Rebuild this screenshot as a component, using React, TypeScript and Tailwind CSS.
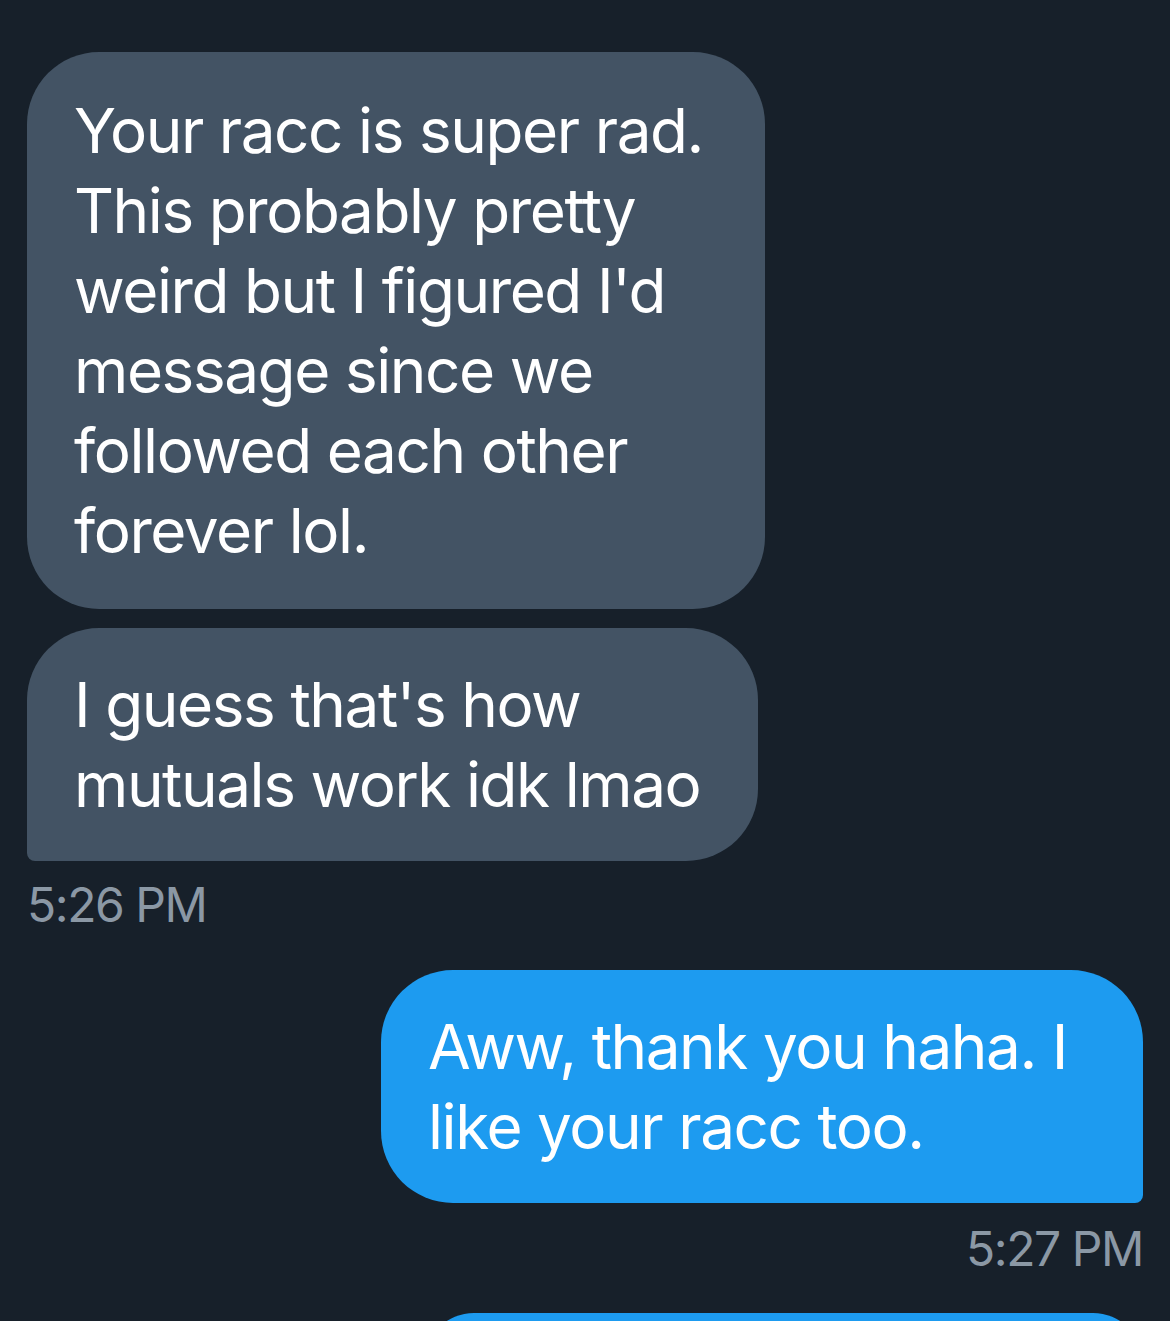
import React from "react";

const font = { fontFamily: "Inter, 'Noto Sans', sans-serif" };

const App = () => {
  return (
    <div
      className="min-h-screen h-[1321px] overflow-hidden bg-[#17202a] px-[27px] pt-[52px] text-white"
      style={font}
    >
      <div className="flex flex-col items-start gap-[19px]">
        <div className="w-[738px] rounded-[72px] bg-[#435364] pl-[47px] pr-[40px] pt-[39px] pb-[38px] text-[62px] leading-[80px] tracking-[-0.023em]">
          Your racc is super rad.
          <br />
          This probably pretty
          <br />
          weird but I figured I'd
          <br />
          message since we
          <br />
          followed each other
          <br />
          forever lol.
        </div>
        <div className="w-[731px] rounded-[72px] rounded-bl-[8px] bg-[#435364] pl-[47px] pr-[40px] pt-[37px] pb-[36px] text-[62px] leading-[80px] tracking-[-0.023em]">
          I guess that's how
          <br />
          mutuals work idk lmao
        </div>
      </div>
      <div className="mt-[16px] text-[48px] leading-[56px] tracking-[-0.03em] text-[#8b98a5]">
        5:26 PM
      </div>

      <div className="mt-[37px] flex flex-col items-end">
        <div className="w-[762px] rounded-[72px] rounded-br-[8px] bg-[#1d9bf0] pl-[47px] pr-[40px] pt-[37px] pb-[36px] text-[62px] leading-[80px] tracking-[-0.023em]">
          Aww, thank you haha. I
          <br />
          like your racc too.
        </div>
        <div className="mt-[18px] text-[48px] leading-[56px] tracking-[-0.03em] text-[#8b98a5]">
          5:27 PM
        </div>
        <div className="mt-[36px] h-[100px] w-[719px] shrink-0 rounded-[72px] bg-[#1d9bf0]" />
      </div>
    </div>
  );
};

export default App;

» **TASK TO COMPLETE**:
Make an exact copy of the whole listing, but don't bring over any pictures.

» **SOLUTION TO THIS TASK**:
Rebuild this screenshot as a component, using React, TypeScript and Tailwind CSS.
import React from "react";

const font = { fontFamily: "Inter, 'Noto Sans', sans-serif" };

const App = () => {
  return (
    <div
      className="min-h-screen h-[1321px] overflow-hidden bg-[#17202a] px-[27px] pt-[52px] text-white"
      style={font}
    >
      <div className="flex flex-col items-start gap-[19px]">
        <div className="w-[738px] rounded-[72px] bg-[#435364] pl-[47px] pr-[40px] pt-[39px] pb-[38px] text-[62px] leading-[80px] tracking-[-0.023em]">
          Your racc is super rad.
          <br />
          This probably pretty
          <br />
          weird but I figured I'd
          <br />
          message since we
          <br />
          followed each other
          <br />
          forever lol.
        </div>
        <div className="w-[731px] rounded-[72px] rounded-bl-[8px] bg-[#435364] pl-[47px] pr-[40px] pt-[37px] pb-[36px] text-[62px] leading-[80px] tracking-[-0.023em]">
          I guess that's how
          <br />
          mutuals work idk lmao
        </div>
      </div>
      <div className="mt-[16px] text-[48px] leading-[56px] tracking-[-0.03em] text-[#8b98a5]">
        5:26 PM
      </div>

      <div className="mt-[37px] flex flex-col items-end">
        <div className="w-[762px] rounded-[72px] rounded-br-[8px] bg-[#1d9bf0] pl-[47px] pr-[40px] pt-[37px] pb-[36px] text-[62px] leading-[80px] tracking-[-0.023em]">
          Aww, thank you haha. I
          <br />
          like your racc too.
        </div>
        <div className="mt-[18px] text-[48px] leading-[56px] tracking-[-0.03em] text-[#8b98a5]">
          5:27 PM
        </div>
        <div className="mt-[36px] h-[100px] w-[719px] shrink-0 rounded-[72px] bg-[#1d9bf0]" />
      </div>
    </div>
  );
};

export default App;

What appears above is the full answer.